═════ Dataset extract ═════

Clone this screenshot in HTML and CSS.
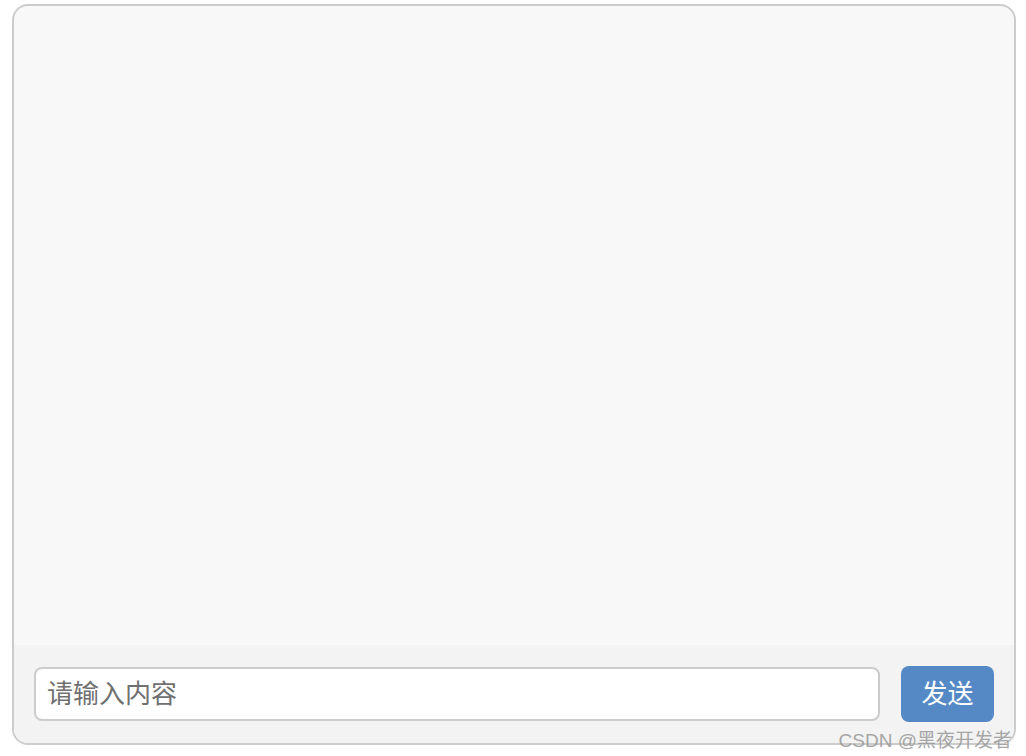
FILE: index.html
```html
<!DOCTYPE html>
<html lang="zh-CN">
<head>
  <meta charset="UTF-8" />
  <meta name="viewport" content="width=device-width, initial-scale=1.0" />
  <title>聊天</title>
  <link rel="stylesheet" href="styles.css">
</head>
<body>
  <div class="chat-box">
    <div class="messages" id="messages"></div>
    <div class="input-bar">
      <input type="text" id="msgInput" placeholder="请输入内容" />
      <div class="send-btn">发送</div>
    </div>
  </div>
  <div class="watermark">CSDN @黑夜开发者</div>
</body>
</html>
```

FILE: styles.css
```css
body {
  font-family: "Liberation Sans", "Noto Sans CJK SC", sans-serif;
  margin: 4px 10px 0 12px;
  background-color: #fff;
}
.chat-box {
  height: 737px;
  border: 2px solid #ccc;
  border-radius: 16px;
  background-color: #f8f8f8;
  display: flex;
  flex-direction: column;
  overflow: hidden;
}
.messages {
  flex: 1;
}
.input-bar {
  display: flex;
  gap: 21px;
  align-items: center;
  padding: 21px 20px 21px 20px;
  background-color: #f3f3f3;
}
.input-bar input {
  flex: 1;
  box-sizing: border-box;
  height: 54px;
  border: 2px solid #ccc;
  border-radius: 8px;
  padding: 0 11px;
  font-size: 26px;
  font-family: "Liberation Sans", "Noto Sans CJK SC", sans-serif;
  background: #fff;
  outline: none;
}
.input-bar input::placeholder {
  color: #707070;
}
.send-btn {
  width: 93px;
  height: 56px;
  line-height: 56px;
  text-align: center;
  background-color: #5589c6;
  color: #fff;
  font-size: 26px;
  border-radius: 8px;
  cursor: pointer;
}
.watermark {
  position: absolute;
  right: 14px;
  top: 725px;
  font-size: 19px;
  color: #999;
  opacity: 0.85;
}
```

═════

### Task brief
Transcribe the whole listing exactly. Pictures are excluded.

### Full output
Clone this screenshot in HTML and CSS.
FILE: index.html
```html
<!DOCTYPE html>
<html lang="zh-CN">
<head>
  <meta charset="UTF-8" />
  <meta name="viewport" content="width=device-width, initial-scale=1.0" />
  <title>聊天</title>
  <link rel="stylesheet" href="styles.css">
</head>
<body>
  <div class="chat-box">
    <div class="messages" id="messages"></div>
    <div class="input-bar">
      <input type="text" id="msgInput" placeholder="请输入内容" />
      <div class="send-btn">发送</div>
    </div>
  </div>
  <div class="watermark">CSDN @黑夜开发者</div>
</body>
</html>
```

FILE: styles.css
```css
body {
  font-family: "Liberation Sans", "Noto Sans CJK SC", sans-serif;
  margin: 4px 10px 0 12px;
  background-color: #fff;
}
.chat-box {
  height: 737px;
  border: 2px solid #ccc;
  border-radius: 16px;
  background-color: #f8f8f8;
  display: flex;
  flex-direction: column;
  overflow: hidden;
}
.messages {
  flex: 1;
}
.input-bar {
  display: flex;
  gap: 21px;
  align-items: center;
  padding: 21px 20px 21px 20px;
  background-color: #f3f3f3;
}
.input-bar input {
  flex: 1;
  box-sizing: border-box;
  height: 54px;
  border: 2px solid #ccc;
  border-radius: 8px;
  padding: 0 11px;
  font-size: 26px;
  font-family: "Liberation Sans", "Noto Sans CJK SC", sans-serif;
  background: #fff;
  outline: none;
}
.input-bar input::placeholder {
  color: #707070;
}
.send-btn {
  width: 93px;
  height: 56px;
  line-height: 56px;
  text-align: center;
  background-color: #5589c6;
  color: #fff;
  font-size: 26px;
  border-radius: 8px;
  cursor: pointer;
}
.watermark {
  position: absolute;
  right: 14px;
  top: 725px;
  font-size: 19px;
  color: #999;
  opacity: 0.85;
}
```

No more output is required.